Comment 14 John Baldwin freebsd_committer freebsd_triage 2017-02-20 20:22:44 UTC
(In reply to Eric Badger from comment #13)
I don't have a patch for the non-LWP events errors with 10.3.  My inclination at this point is to tell folks to just backport the LWP commits from stable/10 to 10.3. :-/  The errors GDB gets in the non-LWP event case do not have an obvious solution.
Comment 15 commit-hook freebsd_committer 2017-03-25 13:34:12 UTC
A commit references this bug:

Author: badger
Date: Sat Mar 25 13:33:25 UTC 2017
New revision: 315949
URL: https://svnweb.freebsd.org/changeset/base/315949

Log:
  MFC r313992, r314075, r314118, r315484:

  r315484:
      ptrace_test: eliminate assumption about thread scheduling

      A couple of the ptrace tests make assumptions about which thread in a
      multithreaded process will run after a halt. This makes the tests less
      portable across branches, and susceptible to future breakage. Instead,
      twiddle thread scheduling and priorities to match the tests'
      expectation.

  r314118:
      Actually fix buildworlds other than i386/amd64/sparc64 after r313992

      Disable offending test for platforms without a userspace visible
      breakpoint().

  r314075:
      Fix world build for archs where __builtin_debugtrap() does not work.
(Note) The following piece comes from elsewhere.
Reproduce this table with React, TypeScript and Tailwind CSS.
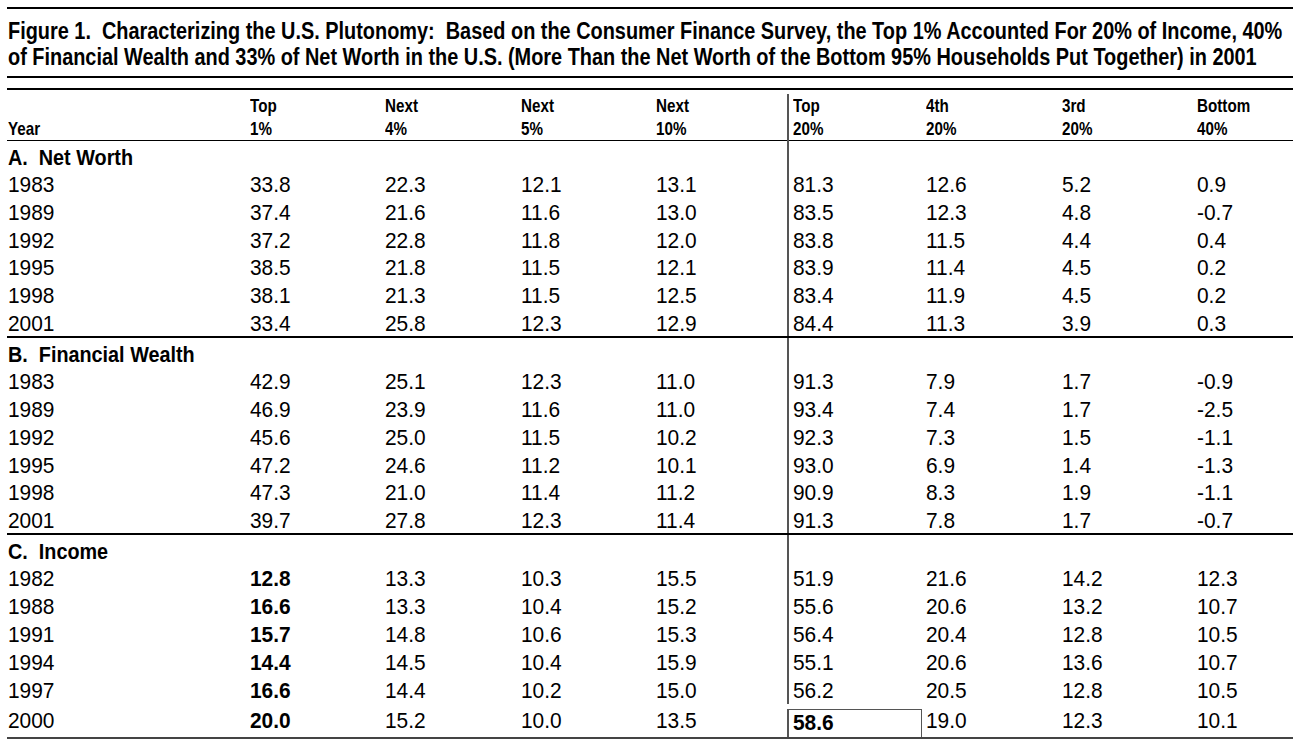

      The offending code was introduced in r313992.

  r313992:
      Defer ptracestop() signals that cannot be delivered immediately

      When a thread is stopped in ptracestop(), the ptrace(2) user may request
      a signal be delivered upon resumption of the thread. Heretofore, those signals
      were discarded unless ptracestop()'s caller was issignal(). Fix this by
      modifying ptracestop() to queue up signals requested by the ptrace user that
      will be delivered when possible. Take special care when the signal is SIGKILL
      (usually generated from a PT_KILL request); no new stop events should be
      triggered after a PT_KILL.

      Add a number of tests for the new functionality. Several tests were authored
      by jhb.

  PR:		212607
  Sponsored by:	Dell EMC

Changes:
_U  stable/10/
  stable/10/sys/kern/kern_fork.c
  stable/10/sys/kern/kern_sig.c
  stable/10/sys/kern/kern_thr.c
  stable/10/sys/kern/subr_syscall.c
  stable/10/sys/kern/sys_process.c
  stable/10/sys/sys/signalvar.h
  stable/10/tests/sys/kern/Makefile
  stable/10/tests/sys/kern/ptrace_test.c
_U  stable/11/
  stable/11/sys/kern/kern_fork.c
  stable/11/sys/kern/kern_sig.c
  stable/11/sys/kern/kern_thr.c
  stable/11/sys/kern/subr_syscall.c
  stable/11/sys/kern/sys_process.c
  stable/11/sys/sys/signalvar.h
  stable/11/tests/sys/kern/Makefile
  stable/11/tests/sys/kern/ptrace_test.c
Comment 16 John Baldwin freebsd_committer freebsd_triage 2017-04-18 16:57:16 UTC
FYI, a final patch has been merged to GDB master and will appear in 8.0 release.  The final patch is a bit different from the one in the port, but is functionally identical.  I don't think we need to rework the patch in the current port, but we can drop it when we import 8.0.

The GDB hangs were due to issues in the kernel that Eric Badger has thankfully fixed.